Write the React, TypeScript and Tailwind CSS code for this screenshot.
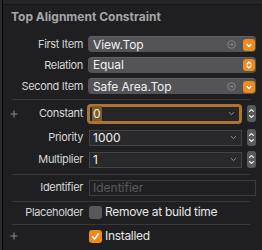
const font = { fontFamily: "Inter, 'Liberation Sans', sans-serif" }

function Plus() {
  return (
    <svg width="8" height="8" viewBox="0 0 8 8" className="absolute left-[7px]">
      <path d="M4 0.5V7.5M0.5 4H7.5" stroke="#8c8c8c" strokeWidth="1" />
    </svg>
  )
}

function Label({ text, plus }: { text: string; plus?: boolean }) {
  return (
    <div className="relative w-[81px] shrink-0 flex items-center justify-end pr-[1px] text-[11px] tracking-[-0.35px] text-[#d6d6d6]">
      {plus && <Plus />}
      {text}
    </div>
  )
}

function OrangeButton({ both }: { both?: boolean }) {
  return (
    <div className="w-[12px] h-[12px] rounded-[3px] bg-[#ef8a1d] flex items-center justify-center">
      <svg width="8" height="10" viewBox="0 0 8 10">
        {both ? (
          <path d="M2 4L4 2L6 4M2 6L4 8L6 6" stroke="white" strokeWidth="1.3" fill="none" strokeLinecap="round" strokeLinejoin="round" />
        ) : (
          <path d="M2 4.5L4 6.5L6 4.5" stroke="white" strokeWidth="1.4" fill="none" strokeLinecap="round" strokeLinejoin="round" />
        )}
      </svg>
    </div>
  )
}

function GoIcon() {
  return (
    <svg width="9" height="9" viewBox="0 0 9 9" className="mr-[7px]">
      <circle cx="4.5" cy="4.5" r="3.8" stroke="#8a8a8a" strokeWidth="0.9" fill="none" />
      <path d="M2.6 4.5H6M4.6 3.1L6 4.5L4.6 5.9" stroke="#8a8a8a" strokeWidth="0.9" fill="none" />
    </svg>
  )
}

function Popup({ value, go, both }: { value: string; go?: boolean; both?: boolean }) {
  return (
    <div className="flex-1 h-[16px] rounded-[4px] bg-[#545457] border-t border-[#626265] flex items-center pl-[5px] pr-[1px] text-[12px] tracking-[-0.1px] text-[#f0f0f0]">
      <span className="flex-1">{value}</span>
      {go && <GoIcon />}
      <OrangeButton both={both} />
    </div>
  )
}

function Stepper() {
  return (
    <div className="w-[9px] h-[17px] rounded-[3px] bg-[#5a5a5d] flex items-center justify-center ml-[5px]">
      <svg width="7" height="13" viewBox="0 0 7 13">
        <path d="M1.5 4.5L3.5 2.5L5.5 4.5M1.5 8.5L3.5 10.5L5.5 8.5" stroke="#e4e4e4" strokeWidth="1.1" fill="none" strokeLinecap="round" strokeLinejoin="round" />
      </svg>
    </div>
  )
}

function Chevron() {
  return (
    <svg width="7" height="5" viewBox="0 0 7 5" className="mr-[4px]">
      <path d="M1 1.2L3.5 3.6L6 1.2" stroke="#9a9a9a" strokeWidth="0.9" fill="none" />
    </svg>
  )
}

function NumberField({ value, focused }: { value: string; focused?: boolean }) {
  return (
    <div className="flex-1 flex items-center">
      <div
        className={
          focused
            ? "flex-1 h-[20px] -ml-[2px] rounded-[4px] border-[3px] border-[#a8762f] bg-[#262628] flex items-center pl-[2px] text-[12px] text-[#f0f0f0]"
            : "flex-1 h-[16px] border border-[#444447] bg-[#29292b] flex items-center pl-[3px] text-[12px] text-[#f0f0f0]"
        }
      >
        <span className="flex-1">
          {focused ? <span className="bg-[#7d5a2c] px-[1px]">{value}</span> : value}
        </span>
        <Chevron />
      </div>
      <Stepper />
    </div>
  )
}

function Separator({ mt }: { mt: string }) {
  return <div className={`${mt} ml-[9px] mr-[6px] h-px bg-[#38383a]`} />
}

export default function App() {
  return (
    <div className="w-[262px] h-[250px] flex overflow-hidden" style={font}>
      <div className="w-[2px] bg-[#2b2b2d]" />
      <div className="w-px bg-black" />
      <div className="flex-1 bg-[#1f1f21] flex flex-col pr-[6px]">
        <div className="h-[4px] -mr-[6px] bg-[#252527] border-b border-[#161618] box-content" />
        <div className="mt-[4px] h-[16px] pl-[8px] text-[12px] font-bold text-[#a6a6a8] flex items-center">
          Top Alignment Constraint
        </div>

        <div className="mt-[11px] flex items-center">
          <Label text="First Item" />
          <div className="ml-[4px] flex-1 flex">
            <Popup value="View.Top" go />
          </div>
        </div>
        <div className="mt-[4px] flex items-center">
          <Label text="Relation" />
          <div className="ml-[4px] flex-1 flex">
            <Popup value="Equal" both />
          </div>
        </div>
        <div className="mt-[5px] flex items-center">
          <Label text="Second Item" />
          <div className="ml-[4px] flex-1 flex">
            <Popup value="Safe Area.Top" go />
          </div>
        </div>

        <Separator mt="mt-[4px]" />

        <div className="mt-[6px] h-[16px] flex items-center">
          <Label text="Constant" plus />
          <div className="ml-[5px] flex-1 flex">
            <NumberField value="0" focused />
          </div>
        </div>
        <div className="mt-[8px] h-[16px] flex items-center">
          <Label text="Priority" />
          <div className="ml-[5px] flex-1 flex">
            <NumberField value="1000" />
          </div>
        </div>
        <div className="mt-[6px] h-[16px] flex items-center">
          <Label text="Multiplier" />
          <div className="ml-[5px] flex-1 flex">
            <NumberField value="1" />
          </div>
        </div>

        <Separator mt="mt-[6px]" />

        <div className="mt-[5px] h-[16px] flex items-center">
          <Label text="Identifier" />
          <div className="ml-[5px] flex-1 h-[16px] border border-[#3c3c3e] bg-[#1f1f21] flex items-center pl-[3px] text-[12px] text-[#5c5c5e]">
            Identifier
          </div>
        </div>

        <Separator mt="mt-[5px]" />

        <div className="mt-[4px] h-[13px] flex items-center">
          <Label text="Placeholder" />
          <div className="ml-[5px] w-[13px] h-[13px] rounded-[3px] bg-[#58585b]" />
          <span className="ml-[3px] text-[12px] tracking-[-0.3px] text-[#e6e6e6]">Remove at build time</span>
        </div>

        <Separator mt="mt-[5px]" />

        <div className="mt-[5px] h-[13px] flex items-center">
          <Label text="" plus />
          <div className="ml-[5px] w-[13px] h-[13px] rounded-[3px] bg-[#ef8a1d] flex items-center justify-center">
            <svg width="9" height="9" viewBox="0 0 9 9">
              <path d="M1.5 4.8L3.6 7L7.5 1.8" stroke="white" strokeWidth="1.5" fill="none" strokeLinecap="round" strokeLinejoin="round" />
            </svg>
          </div>
          <span className="ml-[3px] text-[12px] tracking-[-0.3px] text-[#e6e6e6]">Installed</span>
        </div>
        <div className="flex-1" />
      </div>
    </div>
  )
}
- - - - -
■ Instructions for the task
Do not include the images; transcribe the rest of the listing exactly.

■ Exercise response
Write the React, TypeScript and Tailwind CSS code for this screenshot.
const font = { fontFamily: "Inter, 'Liberation Sans', sans-serif" }

function Plus() {
  return (
    <svg width="8" height="8" viewBox="0 0 8 8" className="absolute left-[7px]">
      <path d="M4 0.5V7.5M0.5 4H7.5" stroke="#8c8c8c" strokeWidth="1" />
    </svg>
  )
}

function Label({ text, plus }: { text: string; plus?: boolean }) {
  return (
    <div className="relative w-[81px] shrink-0 flex items-center justify-end pr-[1px] text-[11px] tracking-[-0.35px] text-[#d6d6d6]">
      {plus && <Plus />}
      {text}
    </div>
  )
}

function OrangeButton({ both }: { both?: boolean }) {
  return (
    <div className="w-[12px] h-[12px] rounded-[3px] bg-[#ef8a1d] flex items-center justify-center">
      <svg width="8" height="10" viewBox="0 0 8 10">
        {both ? (
          <path d="M2 4L4 2L6 4M2 6L4 8L6 6" stroke="white" strokeWidth="1.3" fill="none" strokeLinecap="round" strokeLinejoin="round" />
        ) : (
          <path d="M2 4.5L4 6.5L6 4.5" stroke="white" strokeWidth="1.4" fill="none" strokeLinecap="round" strokeLinejoin="round" />
        )}
      </svg>
    </div>
  )
}

function GoIcon() {
  return (
    <svg width="9" height="9" viewBox="0 0 9 9" className="mr-[7px]">
      <circle cx="4.5" cy="4.5" r="3.8" stroke="#8a8a8a" strokeWidth="0.9" fill="none" />
      <path d="M2.6 4.5H6M4.6 3.1L6 4.5L4.6 5.9" stroke="#8a8a8a" strokeWidth="0.9" fill="none" />
    </svg>
  )
}

function Popup({ value, go, both }: { value: string; go?: boolean; both?: boolean }) {
  return (
    <div className="flex-1 h-[16px] rounded-[4px] bg-[#545457] border-t border-[#626265] flex items-center pl-[5px] pr-[1px] text-[12px] tracking-[-0.1px] text-[#f0f0f0]">
      <span className="flex-1">{value}</span>
      {go && <GoIcon />}
      <OrangeButton both={both} />
    </div>
  )
}

function Stepper() {
  return (
    <div className="w-[9px] h-[17px] rounded-[3px] bg-[#5a5a5d] flex items-center justify-center ml-[5px]">
      <svg width="7" height="13" viewBox="0 0 7 13">
        <path d="M1.5 4.5L3.5 2.5L5.5 4.5M1.5 8.5L3.5 10.5L5.5 8.5" stroke="#e4e4e4" strokeWidth="1.1" fill="none" strokeLinecap="round" strokeLinejoin="round" />
      </svg>
    </div>
  )
}

function Chevron() {
  return (
    <svg width="7" height="5" viewBox="0 0 7 5" className="mr-[4px]">
      <path d="M1 1.2L3.5 3.6L6 1.2" stroke="#9a9a9a" strokeWidth="0.9" fill="none" />
    </svg>
  )
}

function NumberField({ value, focused }: { value: string; focused?: boolean }) {
  return (
    <div className="flex-1 flex items-center">
      <div
        className={
          focused
            ? "flex-1 h-[20px] -ml-[2px] rounded-[4px] border-[3px] border-[#a8762f] bg-[#262628] flex items-center pl-[2px] text-[12px] text-[#f0f0f0]"
            : "flex-1 h-[16px] border border-[#444447] bg-[#29292b] flex items-center pl-[3px] text-[12px] text-[#f0f0f0]"
        }
      >
        <span className="flex-1">
          {focused ? <span className="bg-[#7d5a2c] px-[1px]">{value}</span> : value}
        </span>
        <Chevron />
      </div>
      <Stepper />
    </div>
  )
}

function Separator({ mt }: { mt: string }) {
  return <div className={`${mt} ml-[9px] mr-[6px] h-px bg-[#38383a]`} />
}

export default function App() {
  return (
    <div className="w-[262px] h-[250px] flex overflow-hidden" style={font}>
      <div className="w-[2px] bg-[#2b2b2d]" />
      <div className="w-px bg-black" />
      <div className="flex-1 bg-[#1f1f21] flex flex-col pr-[6px]">
        <div className="h-[4px] -mr-[6px] bg-[#252527] border-b border-[#161618] box-content" />
        <div className="mt-[4px] h-[16px] pl-[8px] text-[12px] font-bold text-[#a6a6a8] flex items-center">
          Top Alignment Constraint
        </div>

        <div className="mt-[11px] flex items-center">
          <Label text="First Item" />
          <div className="ml-[4px] flex-1 flex">
            <Popup value="View.Top" go />
          </div>
        </div>
        <div className="mt-[4px] flex items-center">
          <Label text="Relation" />
          <div className="ml-[4px] flex-1 flex">
            <Popup value="Equal" both />
          </div>
        </div>
        <div className="mt-[5px] flex items-center">
          <Label text="Second Item" />
          <div className="ml-[4px] flex-1 flex">
            <Popup value="Safe Area.Top" go />
          </div>
        </div>

        <Separator mt="mt-[4px]" />

        <div className="mt-[6px] h-[16px] flex items-center">
          <Label text="Constant" plus />
          <div className="ml-[5px] flex-1 flex">
            <NumberField value="0" focused />
          </div>
        </div>
        <div className="mt-[8px] h-[16px] flex items-center">
          <Label text="Priority" />
          <div className="ml-[5px] flex-1 flex">
            <NumberField value="1000" />
          </div>
        </div>
        <div className="mt-[6px] h-[16px] flex items-center">
          <Label text="Multiplier" />
          <div className="ml-[5px] flex-1 flex">
            <NumberField value="1" />
          </div>
        </div>

        <Separator mt="mt-[6px]" />

        <div className="mt-[5px] h-[16px] flex items-center">
          <Label text="Identifier" />
          <div className="ml-[5px] flex-1 h-[16px] border border-[#3c3c3e] bg-[#1f1f21] flex items-center pl-[3px] text-[12px] text-[#5c5c5e]">
            Identifier
          </div>
        </div>

        <Separator mt="mt-[5px]" />

        <div className="mt-[4px] h-[13px] flex items-center">
          <Label text="Placeholder" />
          <div className="ml-[5px] w-[13px] h-[13px] rounded-[3px] bg-[#58585b]" />
          <span className="ml-[3px] text-[12px] tracking-[-0.3px] text-[#e6e6e6]">Remove at build time</span>
        </div>

        <Separator mt="mt-[5px]" />

        <div className="mt-[5px] h-[13px] flex items-center">
          <Label text="" plus />
          <div className="ml-[5px] w-[13px] h-[13px] rounded-[3px] bg-[#ef8a1d] flex items-center justify-center">
            <svg width="9" height="9" viewBox="0 0 9 9">
              <path d="M1.5 4.8L3.6 7L7.5 1.8" stroke="white" strokeWidth="1.5" fill="none" strokeLinecap="round" strokeLinejoin="round" />
            </svg>
          </div>
          <span className="ml-[3px] text-[12px] tracking-[-0.3px] text-[#e6e6e6]">Installed</span>
        </div>
        <div className="flex-1" />
      </div>
    </div>
  )
}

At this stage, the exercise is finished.